3. While the Criminal Revision before the learned Additional Sessions Judge was pending at the stage of hearing the learned Advocate for the petitioner put in a memorandum on 24-1-1981 stating thus :
The parties have since gone to the Civil Courts for a decision. The party has taken away the file and has not come back.
The undersigned therefore hereby reports no instructions in the matter.' It is important to note that he had not stated therein that he would not press the revision or that the revision might be dismissed because the parties had approached the civil Court for redress. 24-1-1981 was a date fixed for hearing. After the aforesaid memorandum was put in, the learned Additional Sessions Judge passed the following order on that day__
Advocate for the petitioner files a memo stating that the party has taken away the file and has not come back, hence he reports no instruction.
Engaged in hearing arguments in S C. 33/79(G). Call on 17-2-1981 for hearing.
Thus the revision was not disposed of because of the memorandum filed by the learned Advocate for the petitioner and it could not be dismissed on its basis and the matter stood adjourned to 17-2-1981 for hearing. For some reasons or the other, the matter stood posted to seven dates for hearing thereafter till 28-5-1981 on which day even in spite of absence of the petitioner, the revision was posted to 24-6-1981 for hearing. The learned Advocate for the opposite party was present on that day. The learned Additional Sessions Judge had on that day taken note of the memorandum of no instructions filed on 24-1-1981. Thus even on that day, the learned Additional Sessions Judge did not dispose of the matter because of the memorandum filed by the learned Advocate for the petitioner and in my view, rightly adjourned the matter for hearing as a Criminal Revision was not to be dismissed merely for the default of the petitioner.
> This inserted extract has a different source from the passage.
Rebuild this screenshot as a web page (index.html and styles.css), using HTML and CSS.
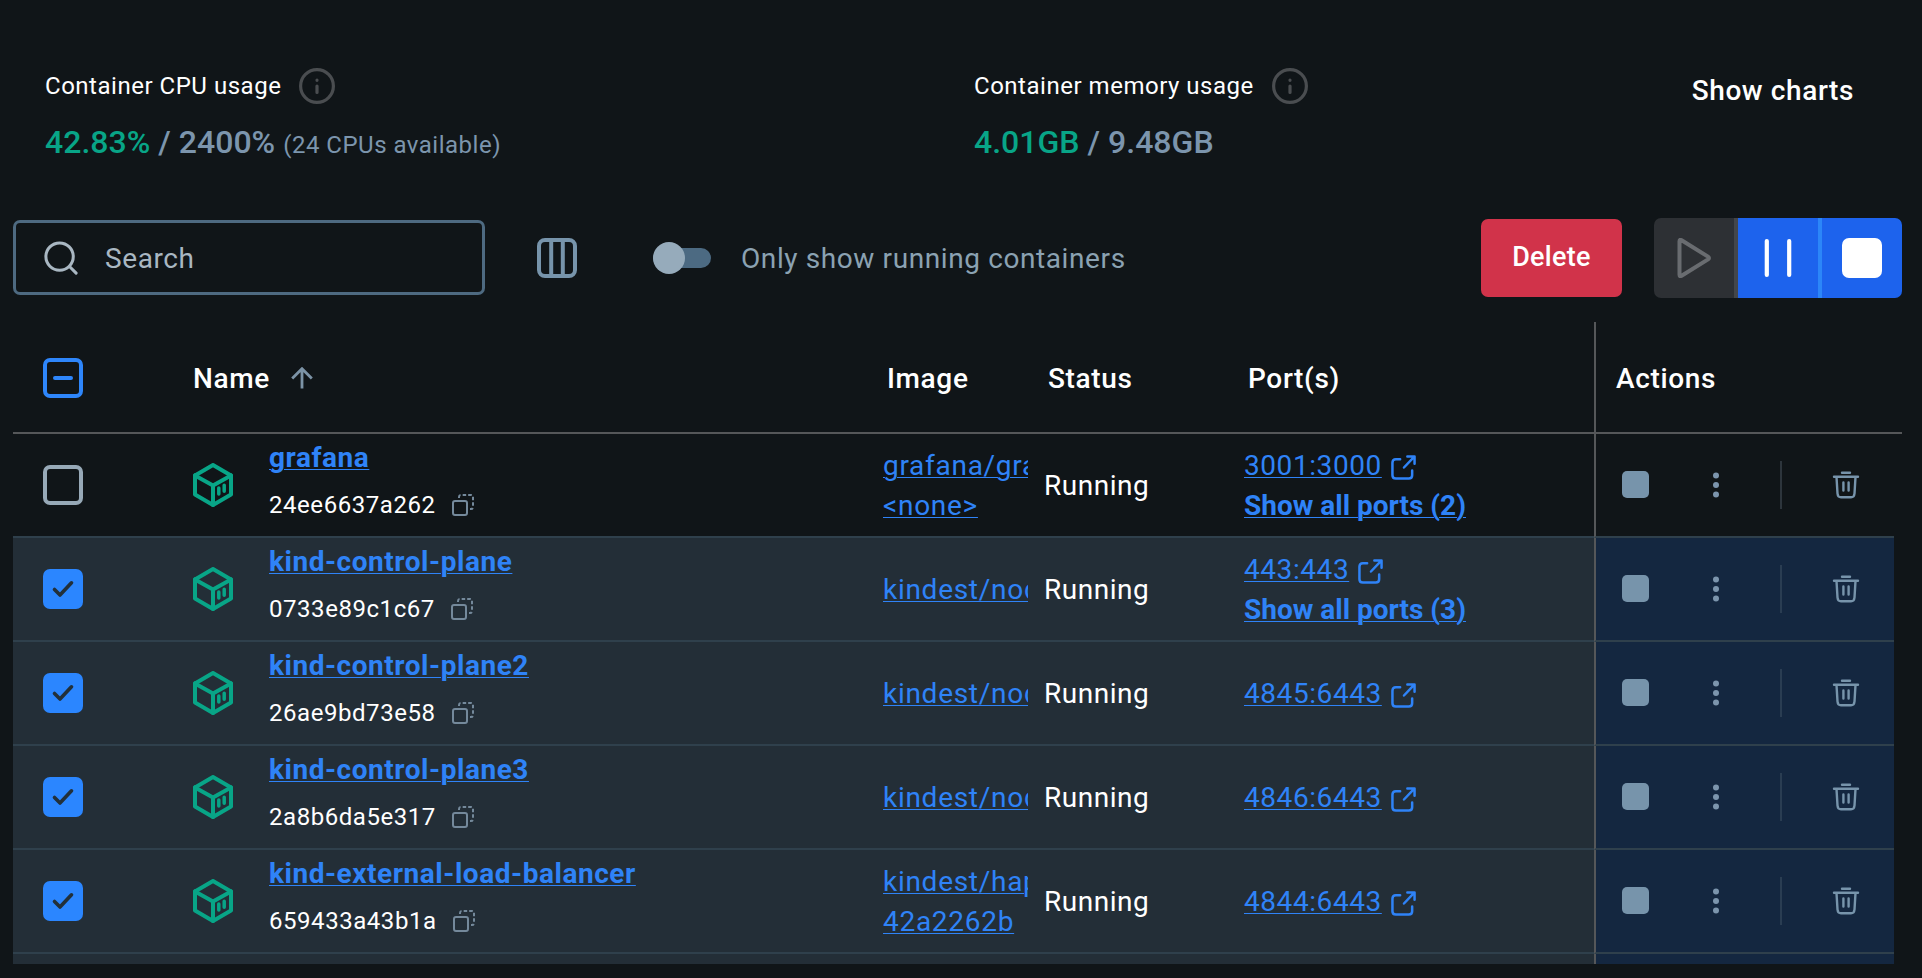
FILE: index.html
```html
<!DOCTYPE html>
<html lang="en">
<head>
<meta charset="utf-8">
<title>Containers</title>
<link rel="stylesheet" href="styles.css">
</head>
<body>
<svg class="defs" width="0" height="0">
  <symbol id="info" viewBox="0 0 36 36"><g fill="none" stroke="currentColor" stroke-width="3.2" stroke-linecap="round"><circle cx="18" cy="18" r="16.4"/><path d="M18 18v6.5M18 12.2v.1"/></g></symbol>
  <symbol id="cube" viewBox="0 0 40 44"><g fill="none" stroke="currentColor" stroke-width="4" stroke-linejoin="round" stroke-linecap="round"><path d="M20 2 38 12.4V31.6L20 42 2 31.6V12.4Z"/><path d="M2 12.4 20 22.4 38 12.4M20 22.4V42"/><path d="M25.800 25v6M31.200 22.300v6" stroke-width="3.500"/></g></symbol>
  <symbol id="copy" viewBox="0 0 24 24"><g fill="none" stroke="currentColor" stroke-width="2"><rect x="2" y="8" width="14" height="14" rx="2"/><path d="M8 5V4Q8 2 10 2H20Q22 2 22 4V14Q22 16 20 16H19" stroke-dasharray="3.500 2"/></g></symbol>
  <symbol id="ext" viewBox="0 0 26 26"><g fill="none" stroke="currentColor" stroke-width="2.6" stroke-linecap="round" stroke-linejoin="round"><path d="M9.500 4.500H5Q1.500 4.500 1.500 8V21Q1.500 24.500 5 24.500H18.500Q22 24.500 22 21V16"/><path d="M13.500 13 24 2M17 1.500H24.500V9"/></g></symbol>
  <symbol id="dots" viewBox="0 0 8 26"><g fill="currentColor"><circle cx="4" cy="3.600" r="3"/><circle cx="4" cy="13" r="3"/><circle cx="4" cy="22.400" r="3"/></g></symbol>
  <symbol id="trash" viewBox="0 0 28 28"><g fill="none" stroke="currentColor" stroke-width="2.4" stroke-linecap="round" stroke-linejoin="round"><path d="M10 1.700h8M2 5.800h24M4.500 6l1 16.500Q5.800 26.300 9 26.300h10q3.200 0 3.500-3.800L23.500 6M11.400 11.500v8M16.600 11.500v8"/></g></symbol>
  <symbol id="check" viewBox="0 0 24 24"><path d="M3.500 12.500 9 18 20.500 5.800" fill="none" stroke="currentColor" stroke-width="3.600" stroke-linecap="round" stroke-linejoin="round"/></symbol>
</svg>

<section class="stats">
  <div class="stat cpu">
    <div class="stat-label">Container CPU usage <svg class="info"><use href="#info"/></svg></div>
    <div class="stat-value"><b>42.83%</b> / 2400% <small>(24 CPUs available)</small></div>
  </div>
  <div class="stat mem">
    <div class="stat-label">Container memory usage <svg class="info"><use href="#info"/></svg></div>
    <div class="stat-value"><b>4.01GB</b> / 9.48GB</div>
  </div>
  <div class="show-charts">Show charts</div>
</section>

<section class="toolbar">
  <div class="search">
    <svg viewBox="0 0 36 36"><g fill="none" stroke="currentColor" stroke-width="3.200" stroke-linecap="round"><circle cx="16.500" cy="16.500" r="14.500"/><path d="m27 27 7 7"/></g></svg>
    <span>Search</span>
  </div>
  <svg class="columns" viewBox="0 0 40 40"><g fill="none" stroke="currentColor" stroke-width="4"><rect x="2" y="2" width="36" height="36" rx="6"/><path d="M14.200 2v36M25.800 2v36"/></g></svg>
  <div class="switch"><i></i></div>
  <span class="switch-label">Only show running containers</span>
  <button class="delete">Delete</button>
  <div class="group">
    <div class="seg off"><svg viewBox="0 0 40 40"><path d="M5.500 3.200Q5.500 1 7.600 2.300L34 18.600Q36 20 34 21.400L7.600 37.700Q5.500 39 5.500 36.800Z" fill="none" stroke="currentColor" stroke-width="4"/></svg></div>
    <div class="seg"><svg viewBox="0 0 40 40"><path d="M8.800 3v34M31.200 3v34" stroke="currentColor" stroke-width="4.200" stroke-linecap="round"/></svg></div>
    <div class="seg"><span class="stop"></span></div>
  </div>
</section>

<section class="table">
  <div class="row head">
    <div class="c-check"><span class="box some"></span></div>
    <div class="c-name">Name <svg class="arrow" viewBox="0 0 22 22"><path d="M11 21.500V2M1.200 11.500 11 1.700l9.800 9.800" fill="none" stroke="currentColor" stroke-width="2.800"/></svg></div>
    <div class="c-image">Image</div>
    <div class="c-status">Status</div>
    <div class="c-ports">Port(s)</div>
    <div class="c-actions">Actions</div>
  </div>
  <div id="rows"></div>
</section>
<script src="rows.js"></script>
</body>
</html>
```
FILE: styles.css
```css
* { box-sizing: border-box; }
body { margin: 0; width: 1922px; height: 978px; overflow: hidden; background: #101518; color: #fff; font: 28px/40px Roboto, sans-serif; letter-spacing: .52px; }
svg { display: block; flex: none; }
.defs { position: absolute; }

.stats { display: flex; height: 218px; padding: 68px 68px 0 45px; }
.stat { height: 100px; }
.cpu { width: 929px; }
.mem { flex: 1; }
.stat-label { display: flex; align-items: center; gap: 18px; height: 36px; font-size: 24px; letter-spacing: .52px; }
.info { width: 36px; height: 36px; color: #4a4d50; }
.stat-value { margin-top: 17px; font-size: 32px; line-height: 42px; font-weight: 500; letter-spacing: .02px; color: #7c95ad; white-space: nowrap; }
.stat-value b { font-weight: 500; color: #08a587; }
.stat-value small { font-size: 24px; font-weight: 400; letter-spacing: .5px; }
.show-charts { margin-top: 3px; font-weight: 500; letter-spacing: .6px; }

.toolbar { display: flex; align-items: center; height: 80px; padding: 0 20px 0 13px; }
.search { display: flex; align-items: center; gap: 27px; width: 472px; height: 75px; margin-top: -1px; padding-left: 28px; border: 3px solid #4e6a81; border-radius: 7px; color: #a9b7c2; letter-spacing: .6px; }
.search svg { width: 34px; height: 34px; }
.search span { padding-top: 2px; }
.columns { width: 40px; height: 40px; margin-left: 52px; color: #7794ab; }
.switch { display: flex; align-items: center; width: 58px; height: 20px; margin-left: 76px; margin-right: 30px; border-radius: 10px; background: #4c6a82; }
.switch i { flex: none; width: 32px; height: 32px; border-radius: 50%; background: #96abbb; }
.switch-label { padding-top: 2px; color: #8ba2b2; letter-spacing: .6px; white-space: nowrap; }
.delete { width: 141px; height: 78px; margin-left: auto; margin-right: 32px; padding: 0 0 2px; border: 0; border-radius: 7px; background: #d1334a; color: #fff; font: 500 27px Roboto, sans-serif; letter-spacing: .3px; }
.group { display: flex; width: 248px; height: 80px; border-radius: 7px; overflow: hidden; }
.seg { display: flex; align-items: center; justify-content: center; width: 84px; background: #1d63ed; border-right: 4px solid #2c86f8; }
.seg svg { width: 40px; height: 40px; }
.seg.off { background: #2d3034; color: #696c70; border-color: #43464a; }
.seg:last-child { width: 80px; border: 0; }
.stop { width: 40px; height: 40px; border-radius: 7px; background: #fff; }

.table { height: 642px; margin-top: 24px; margin-left: 13px; width: 1889px; overflow: hidden; }
.row { display: grid; grid-template-columns: 180px 690px 161px 200px 350px 300px; width: 1881px; height: 104px; border-bottom: 2px solid #2f404c; }
.row > div { display: flex; align-items: center; min-width: 0; }
.head { width: 1889px; height: 112px; border-color: #555759; font-weight: 500; letter-spacing: .65px; }
.head > div { padding-top: 3px; }
.head > .c-check { padding-top: 2px; }
.row > .c-check { padding-left: 30px; }
.row > .c-actions { border-left: 2px solid #555759; padding-left: 26px; margin-bottom: -2px; border-bottom: 2px solid #2f404c; }
.head > .c-actions { padding-left: 20px; border-bottom-color: #555759; }
.head > .c-image, .head > .c-status, .head > .c-ports { padding-left: 4px; }
.arrow { width: 22px; height: 22px; margin-left: 21px; margin-top: -1px; color: #7c93a6; }
.box { display: flex; align-items: center; justify-content: center; width: 40px; height: 40px; border: 4px solid #97a9b7; border-radius: 7px; }
.box.some { border-color: #2e86fb; }
.box.some::after { content: ""; width: 20px; height: 4px; border-radius: 2px; background: #2e86fb; }
.checked .box { border: 0; background: #2b86ff; color: #22303a; }
.box svg { width: 24px; height: 24px; }
.checked { background: #232e37; }
.checked .c-actions { background: #142740; }
.cube { width: 40px; height: 44px; color: #08a587; margin-right: 36px; }
.nm { display: flex; flex-direction: column; height: 100%; }
a { color: #2f83f7; text-decoration: underline; text-decoration-thickness: 1px; text-underline-offset: 2px; white-space: nowrap; }
.nm a { margin-top: 4px; font-weight: 700; height: 40px; letter-spacing: .55px; }
.id { display: flex; align-items: center; gap: 15px; margin-top: 7px; height: 40px; font-size: 24px; letter-spacing: .55px; }
.id svg { width: 24px; height: 24px; color: #74899b; }
.row > .c-status.cell { padding-top: 1px; }
.row > .c-image.cell { flex-direction: column; align-items: flex-start; justify-content: center; overflow: hidden; width: 145px; padding-top: 2px; letter-spacing: .72px; }
.row > .c-ports.cell { flex-direction: column; align-items: flex-start; justify-content: center; padding-top: 2px; }
.port { display: flex; gap: 9px; align-items: center; letter-spacing: .57px; }
.port svg { width: 25px; height: 25px; margin-top: 2px; color: #2f83f7; }
.all { font-weight: 700; letter-spacing: 0; }
.sq { width: 27px; height: 27px; margin-top: -1px; border-radius: 5px; background: #7794ab; }
.dots { width: 8px; height: 26px; margin-left: 63px; color: #7c95ad; }
.sep { width: 2px; height: 48px; margin-left: 60px; background: #2d353c; }
.trash { width: 28px; height: 28px; margin-left: 50px; color: #7794ab; }
.checked .sep { background: #2a3d52; }
```
FILE: rows.js
```javascript
const rows = [
  { name: "grafana", id: "24ee6637a262", image: ["grafana/gra", "<none>"], port: "3001:3000", more: 2 },
  { name: "kind-control-plane", id: "0733e89c1c67", image: ["kindest/nod"], port: "443:443", more: 3, on: true },
  { name: "kind-control-plane2", id: "26ae9bd73e58", image: ["kindest/nod"], port: "4845:6443", on: true },
  { name: "kind-control-plane3", id: "2a8b6da5e317", image: ["kindest/nod"], port: "4846:6443", on: true },
  { name: "kind-external-load-balancer", id: "659433a43b1a", image: ["kindest/hap", "42a2262b"], port: "4844:6443", on: true }
];
const icon = (id, cls) => `<svg class="${cls || id}"><use href="#${id}"/></svg>`;
const esc = s => s.replace(/</g, "&lt;").replace(/>/g, "&gt;");
document.getElementById("rows").innerHTML = rows.map(r => `
  <div class="row ${r.on ? "checked" : ""}">
    <div class="c-check"><span class="box">${r.on ? icon("check") : ""}</span></div>
    <div class="c-name">${icon("cube")}<div class="nm"><a>${r.name}</a><div class="id">${r.id}${icon("copy")}</div></div></div>
    <div class="c-image cell">${r.image.map(i => `<a>${esc(i)}</a>`).join("")}</div>
    <div class="c-status cell">Running</div>
    <div class="c-ports cell"><div class="port"><a>${r.port}</a>${icon("ext")}</div>${r.more ? `<a class="all">Show all ports (${r.more})</a>` : ""}</div>
    <div class="c-actions"><span class="sq"></span>${icon("dots")}<span class="sep"></span>${icon("trash")}</div>
  </div>`).join("") + `<div class="row checked"><div></div><div></div><div></div><div></div><div></div><div class="c-actions"></div></div>`;
```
On 24-6-1981 and 9-7-1981, on applications being made on behalf of the opposite party for adjournments, the hearing was adjourned. On 14-7-1981. a date fixed for hearing, the learned Additional Sessions Judge passed the following order:
I am under orders of transfer. Engaged in clearing of arrear judgments. Call on 28-7-1981 for hearing.
It was thus that the matter stood posted to 28-7-1981 for hearing and the successor Additional Sessions Judge dismissed the Criminal Revision in the manner extracted above. There could be no doubt that the learned Additional Sessions Judge completely went wrong in passing such an order on the basis of a memorandum of no instructions filed as far back as on 24-1-1981 by holding that the memorandum would be sufficient to dispose of the revision. The learned Advocate for the petitioner had stated that he had no further instructions in the matter. In my view, such an order which could not be passed under the law, had been passed without jurisdiction and therefore, the order would be non est in the eye of law in which case even the statutory bar under Section 397(3) could not be called in aid by the opposite party. Apart from this question, however, as in my view, the matter pending before the learned Additional Sessions Judge had been disposed of illegally and without jurisdiction, it must be said that there had been an abuse of the process of the court. It is true as submitted by the learned Counsel for the opposite party, that a party may not be allowed to evade a statutory bar by circumventing his ways and asking for a relief by the exercise of the inherent jurisdiction of this Court, but as has been laid down in the well-known case of Madhu Limaye v. State of Maharashtra : 1978CriLJ165 (supra) in rare and exceptional cases and where there has been an abuse of the process of the court, the inherent jurisdiction of this Court under Section 482 of the Code can be exercised, even if there be otherwise a statutory bar, in the interests of justice. On the principles laid down in Madhu Limaye's case. I find that it is a' fit case where this Court should exercise its inherent jurisdiction and set aside the impugned order to prevent the abuse of the process of the court.
4. In the result, the application is allowed, the impugned order is set aside and the learned Additional Sessions Judge, Berhampur, is directed to dispose of the Criminal Revision in accordance with law.